Members of the kindred began to call themselves "de genere Werbulchu" (lit. "Blood Bulcsú") from the mid-13th century until the early 14th century, at a time when the demand for interest in the past and respect for the old ancestors increased. Paul, son of Amadeus was called "de genere Werbulchu" in 1318, while he was styled as "de genere Laad" in 1340, proving the identity of the two clans.

===Various members===
- Following the ascension of Béla IV to the Hungarian throne, Bata was involved in that investigation committee led by ispán Arnold Hahót in 1236–1237, which supervised and sometimes overruled previous land grants occurred in Zala County.
- Alexander, Amadeus and Stephen (I), mentioned as the relatives of Bishop Bulcsú, sold an estate and mill in Veszprém to Bishop Zlaudus Ják in 1258.
- In 1297, brothers Lawrence and Radik killed a noble of Badacsonytördemic, who was on his way to the Lád church. As a punishment, Badacsonytördemic was separated from the jurisdiction of the Lád church, which the relatives of the murderers – Casimir, Egidius and John (I) were forced to accept. Sometime before 1313, Lawrence and Radik pledged a portion of Gyulakeszi to the provost of Hánta and his brothers. Since the debt could not be given, their relatives Andrew, John (I) and Mark indicated that they are ready to pay the pledge, for which they received the permission from Judge royal John Csák in 1313.
- Sometime before 1318, Paul (I) bought portions in Veszprém and Fajsz from his second cousin Hippolytus, son of Alexander. He sold these estates, together with his inherited portions in 1318.

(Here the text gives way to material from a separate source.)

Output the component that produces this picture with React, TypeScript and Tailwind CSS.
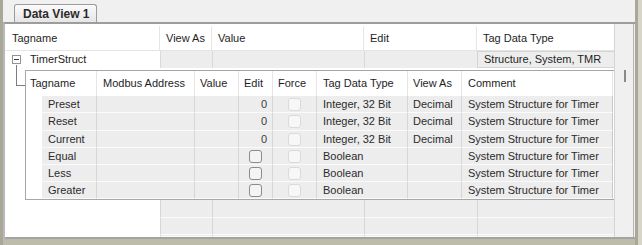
import React from "react";

interface SubTag {
  name: string;
  edit: string | null;
  type: string;
  viewAs: string;
}

const subTags: SubTag[] = [
  { name: "Preset", edit: "0", type: "Integer, 32 Bit", viewAs: "Decimal" },
  { name: "Reset", edit: "0", type: "Integer, 32 Bit", viewAs: "Decimal" },
  { name: "Current", edit: "0", type: "Integer, 32 Bit", viewAs: "Decimal" },
  { name: "Equal", edit: null, type: "Boolean", viewAs: "" },
  { name: "Less", edit: null, type: "Boolean", viewAs: "" },
  { name: "Greater", edit: null, type: "Boolean", viewAs: "" },
];

// row heights picked so the lines land where the screenshot has them
const rowHeights = ["h-[17px]", "h-[18px]", "h-[17px]", "h-[17px]", "h-[17px]", "h-[17px]"];

function EditBox() {
  return <div className="w-[13px] h-[13px] rounded-[3px] border border-[#8c8c8c] bg-[#f4f4f4]" />;
}

function ForceBox() {
  return <div className="w-[13px] h-[13px] rounded-[3px] border border-[#dadada] bg-[#f7f7f7]" />;
}

export default function App() {
  return (
    <div
      className="w-[642px] h-[245px] bg-[#f0f0f0] flex overflow-hidden text-[11px] text-[#1e1e1e]"
      style={{ fontFamily: '"Liberation Sans", Arial, sans-serif' }}
    >
      <div className="w-[3px] bg-[#a9a897]" />

      <div className="w-[632px] flex flex-col">
        {/* tab strip */}
        <div className="h-[22px] pt-[4px] pl-[11px] flex">
          <div className="w-[83px] h-[18px] rounded-t-[3px] border border-b-0 border-[#9c9c9c] bg-gradient-to-b from-[#fbfbfb] to-[#e6e6e6] pl-[8px] pt-[1px] font-bold text-[12px] text-[#2a2a2a] leading-[16px]">
            Data View 1
          </div>
        </div>

        {/* panel */}
        <div className="flex-1 flex flex-col border-t-2 border-t-[#9d9d9d] border-l-2 border-l-[#b9b9b9]">
          <div className="h-[213px] flex">
            {/* main grid */}
            <div className="w-[609px] flex flex-col bg-white">
              {/* header */}
              <div className="flex h-[27px] border-b border-[#e4e4e4] items-center pt-[2px]">
                <div className="w-[155px] h-full flex items-center pl-[7px] border-r border-[#e6e6e6]">Tagname</div>
                <div className="w-[52px] h-full flex items-center pl-[6px] border-r border-[#e6e6e6]">View As</div>
                <div className="w-[152px] h-full flex items-center pl-[6px] border-r border-[#e6e6e6]">Value</div>
                <div className="w-[113px] h-full flex items-center pl-[6px] border-r border-[#e6e6e6]">Edit</div>
                <div className="w-[137px] h-full flex items-center pl-[6px]">Tag Data Type</div>
              </div>

              {/* TimerStruct row */}
              <div className="flex h-[17px]">
                <div className="w-[155px] h-full flex items-center bg-white pl-[7px]">
                  <div className="w-[9px] h-[9px] border border-[#939393] bg-white flex items-center justify-center">
                    <div className="w-[5px] h-[1px] bg-[#3a3a3a]" />
                  </div>
                  <span className="pl-[9px]">TimerStruct</span>
                </div>
                <div className="w-[52px] h-full bg-[#ededed] border-l border-[#d9d9d9]" />
                <div className="w-[152px] h-full bg-[#ededed] border-l border-[#d9d9d9]" />
                <div className="w-[113px] h-full bg-[#ededed] border-l border-[#d9d9d9]" />
                <div className="w-[137px] h-full bg-[#ededed] border border-[#d4d4d4] border-r-0 flex items-center pl-[6px]">
                  Structure, System, TMR
                </div>
              </div>

              <div className="h-[2px]" />

              {/* nested grid with tree line */}
              <div className="flex h-[130px]">
                <div className="w-[20px] relative">
                  <div className="absolute left-[11px] top-[-5px] w-[1px] h-[20px] bg-[#7c7c7c]" />
                  <div className="absolute left-[11px] top-[15px] w-[9px] h-[1px] bg-[#7c7c7c]" />
                </div>
                <div className="w-[589px] border border-r-0 border-[#a7a7a7] flex flex-col">
                  <div className="flex h-[25px] bg-white">
                    <div className="w-[71px] flex items-center pl-[4px] border-r border-[#e6e6e6]">Tagname</div>
                    <div className="w-[98px] flex items-center pl-[6px] border-r border-[#e6e6e6]">Modbus Address</div>
                    <div className="w-[44px] flex items-center pl-[5px] border-r border-[#e6e6e6]">Value</div>
                    <div className="w-[34px] flex items-center pl-[5px] border-r border-[#e6e6e6]">Edit</div>
                    <div className="w-[44px] flex items-center pl-[5px] border-r border-[#e6e6e6]">Force</div>
                    <div className="w-[91px] flex items-center pl-[6px] border-r border-[#e6e6e6]">Tag Data Type</div>
                    <div className="w-[54px] flex items-center pl-[5px] border-r border-[#e6e6e6]">View As</div>
                    <div className="w-[151px] flex items-center pl-[6px] border-r border-[#e6e6e6]">Comment</div>
                  </div>
                  {subTags.map((tag, i) => (
                    <div key={tag.name} className={`flex ${rowHeights[i]} text-[#2b2b2b]`}>
                      <div className="w-[16px] bg-white" />
                      <div className="w-[55px] bg-[#ededed] border-b border-[#fafafa] border-r border-r-[#d6d6d6] flex items-center pl-[6px]">
                        {tag.name}
                      </div>
                      <div className="w-[98px] bg-[#ededed] border-b border-[#fafafa] border-r border-r-[#d6d6d6]" />
                      <div className="w-[44px] bg-[#ededed] border-b border-[#fafafa] border-r border-r-[#d6d6d6]" />
                      <div className="w-[34px] bg-[#ededed] border-b border-[#fafafa] border-r border-r-[#d6d6d6] flex items-center justify-end pr-[5px]">
                        {tag.edit !== null ? (
                          <span className="text-[#3c3c3c]">{tag.edit}</span>
                        ) : (
                          <div className="w-full flex justify-center pl-[5px]">
                            <EditBox />
                          </div>
                        )}
                      </div>
                      <div className="w-[44px] bg-[#ededed] border-b border-[#fafafa] border-r border-r-[#d6d6d6] flex items-center justify-center">
                        <ForceBox />
                      </div>
                      <div className="w-[91px] bg-[#ededed] border-b border-[#fafafa] border-r border-r-[#d6d6d6] flex items-center pl-[6px]">
                        {tag.type}
                      </div>
                      <div className="w-[54px] bg-[#ededed] border-b border-[#fafafa] border-r border-r-[#d6d6d6] flex items-center pl-[5px]">
                        {tag.viewAs}
                      </div>
                      <div className="w-[151px] bg-[#ededed] border-b border-[#fafafa] border-r border-r-[#c9c9c9] flex items-center pl-[6px]">
                        System Structure for Timer
                      </div>
                    </div>
                  ))}
                </div>
              </div>

              {/* empty rows below */}
              <div className="flex-1 flex flex-col">
                {["h-[18px]", "h-[17px]", "flex-1"].map((h) => (
                  <div key={h} className={`flex ${h}`}>
                    <div className="w-[155px] bg-white" />
                    <div className="w-[52px] bg-[#ededed] border-l border-[#d6d6d6] border-b border-b-[#fafafa]" />
                    <div className="w-[152px] bg-[#ededed] border-l border-[#d6d6d6] border-b border-b-[#fafafa]" />
                    <div className="w-[113px] bg-[#ededed] border-l border-[#d6d6d6] border-b border-b-[#fafafa]" />
                    <div className="w-[137px] bg-[#ededed] border-l border-[#d6d6d6] border-b border-b-[#fafafa]" />
                  </div>
                ))}
              </div>
            </div>

            {/* scroll strip */}
            <div className="w-[20px] bg-[#f0f0f0] border-l border-[#d4d4d4] border-r border-r-[#b4b4b4] relative">
              <div className="absolute left-[9px] top-[46px] w-[2px] h-[12px] bg-[#8a8a8a]" />
            </div>
          </div>
          <div className="h-[2px] bg-[#a3a3a3]" />
          <div className="flex-1 bg-[#bdbcab]" />
        </div>
      </div>

      <div className="w-[3px] bg-[#a9a897]" />
      <div className="w-[4px] bg-[#d6d5c8]" />
    </div>
  );
}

- John (I), Andrew and Mark sold the aforementioned redeemed property in Gyulakeszi to the Diocese of Veszprém sometime before 1340. In that year, however, Stephen (II), the son of Lawrence reclaimed the property as his rightful inheritance. The diocese summoned the still living Andrew, his son John (II), Peter (II), the son of Mark, Paul (I), the son of Amadeus and Paul (II), the son of Bulcsú to guarantee the validity of the previous purchase. Consequently, there was a lawsuit between Stephen (II) and his relatives, which was concluded by mutual agreement. Stephen (II) faithfully served King Louis I of Hungary. Therefore, he was granted the estate Badacsonytomaj.

==Extinction==
The Ládi family was the only known offspring of the clan. Its last known male member was litteratus Pál Ládi (or Miketinci), who lived in the early 16th century, and possessed lands in Balaton-mellék and Slavonia until he died without an heir. The ancient estate Lád was devastated during the Ottoman–Habsburg wars.